30 de junio de 2007

La mirada del otro

Fragmentos sobre la pintura de Ángel Leiva por Francisco Lira


Uno


Viene Leiva (peintre-poète) cultivando, con detenimiento y despreocupación, desde hace ya bastante tiempo, junto a la celebración de la poesía, su esfuerzo más logrado, la celebración de la línea y el color, que es acaso la sensualidad de la pintura. Sucede que para La mirada del otro, ver es el modo en que los ojos meditan sobre el trazo y el libre juego del color. La pintura de Leiva, a medias entre la tenacidad del dripping y su tensión expresiva, no se abandona a la facilidad del resultado, y persiste en mostrarnos que el color posee su propio dominio y cada pintor ha de lograr el gusto que lo aprueba.

La pujanza del color, el vuelco vertiginoso del mismo, la gestualidad del trazo, la autenticidad de las emociones visuales, la apetencia de pintar, son algunos de los rasgos que reposan, sin esfuerzo aparente, en cada una de estas pinturas. Para el pintor toda emoción termina en imagen plástica, y siente que es su emoción, esa que alcanzan sus ojos, y no otra cosa, lo que habita el soporte plano de lo pintado. En esta escurridiza pero delicada operación de pintar, de integrar figuras, motivos vivos de color –de traspasar, rápida, laboriosa y detalladamente lo prendido por el ojo–, y de pintar sin más a la manera de sus maestros –Giacometti, Bacon, Gorky, los informalistas–, con osadía y desenfado, pero sin afectación ni amaneramiento, la primera cosa a la que recurre Leiva es el gesto, el término último la luz, y, dentro de la luz, el esplendor del color. No sé si el hecho de ver puede ir más lejos, pero los ojos prosiguen su tarea cuando la mirada se detiene.




Dos


El rostro, que bajo la mirada atenta del pintor, es el asunto en el que se adentra y sobre el que abunda la curiosidad desbordada de esta pintura: todo aire, todo rigor, todo movimiento; obra que busca dar cuenta de la negación tenaz hacia lo indigno, de los brutales vaivenes de nuestro tiempo, aunque fijando a cada instante la desnudez del trazo, juego en el espacio y con el tiempo, y desvelar lo misterioso que encubre: su “maravillosa violencia” (lo que parece suceder en La mirada del otro); dando, al fin, lugar a una mezcla de sensaciones vivamente encontradas, y desde donde mostrarnos el valor de usar el trazo, pero también el dejo en la preferencia por la táctica del color para enfrentar lo inesperado. Estas escenas, han sido dispuestas según un ritmo de ver, no en la pretensión de sustituir el tema, sino en la intención de facilitar −al desocupado mirón− el adentrarse en la aventura de ver. Hay en estos cartones un préstamo de pintura en pintura; hay, también, dibujo, cultivo de una vieja sabiduría: sabor y saber gestual.

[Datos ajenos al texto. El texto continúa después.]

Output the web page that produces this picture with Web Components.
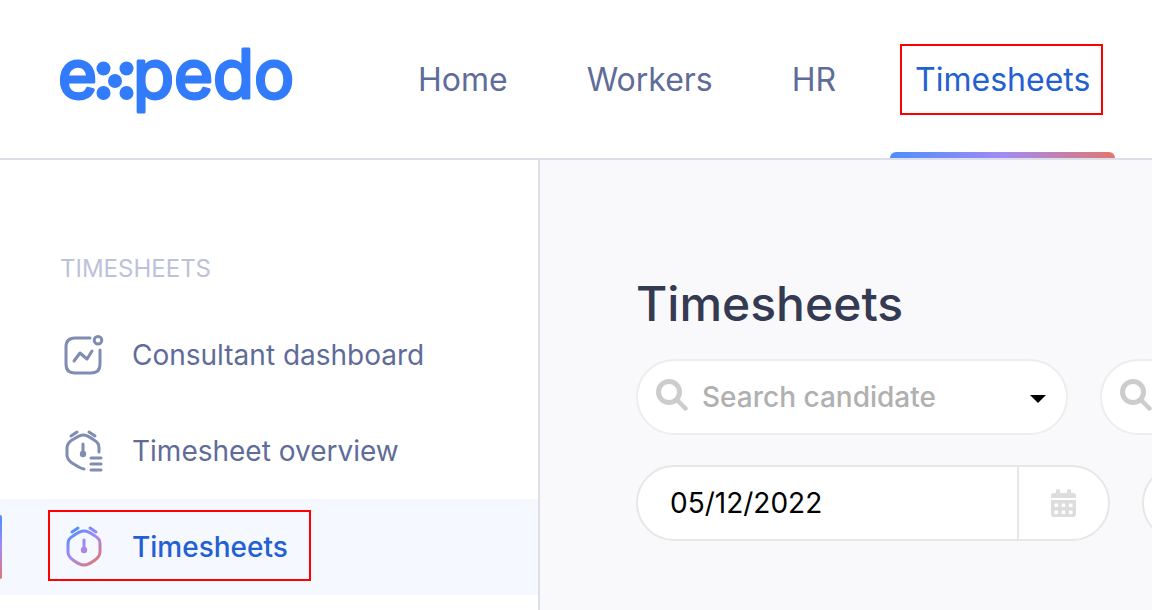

Estas pinturas buscan su aposentamiento en el gesto, pero, sobre todo, en el gesto en trance de ver, como si en estos cuadros no hubiera otro mayor secreto del que muestran algunos momentos desnudos, donde la gestualidad pintada es lo que a cada instante expresivo queda sin expresión, o, dicho de otro modo, donde el gesto pintado es el vacío expresivo que permanece en cada movimiento; al tiempo que el pintor lo dota de una utilería propia de nuestro tiempo, sin pretender la fabulación, sino la fuerza del misterio; poseen, también, estas escenas, una impronta lírica en el uso del color, que las nutre de una gran energía expresiva y emocional.

Luz, pero también aire; es aire y luz, como puede verse, lo que pinta Leiva, lo que vemos en la ilusoria profundidad de sus cartones, en la poética de los materiales empleados; y se expresa en un lenguaje de claras resonancias rítmicas, tan expresas como expresivamente –casi cabe decir exclusivamente– gestuales, lleno de analogías, y resuelto frente a las dificultades.

El gesto, el silencio como una metáfora de la visión limpia, se expresa en estas pinturas simbólicamente: pues, el pintor tiene en cuenta la circunstancia viva, el carácter corporal entero, no sólo el rostro, la boca, las manos, sino el gesto pleno que mueve rítmicamente todos los extremos. El pintor nos propone retomar caminos de reflexión y pintura que parecían cerrados, invitándonos a su actividad favorita: ver. Volver a mirar, insistir una y otra vez en los modos de ver, que es pintar de otra manera; aunque no lo hace desde una perspectiva ingenua, sino que incita a que de nuevo veamos lo ya visto, porque es un proceso de descubrimiento que permanentemente se reformula, implicándonos así en una tarea continua de paciente y deleitosa indagación.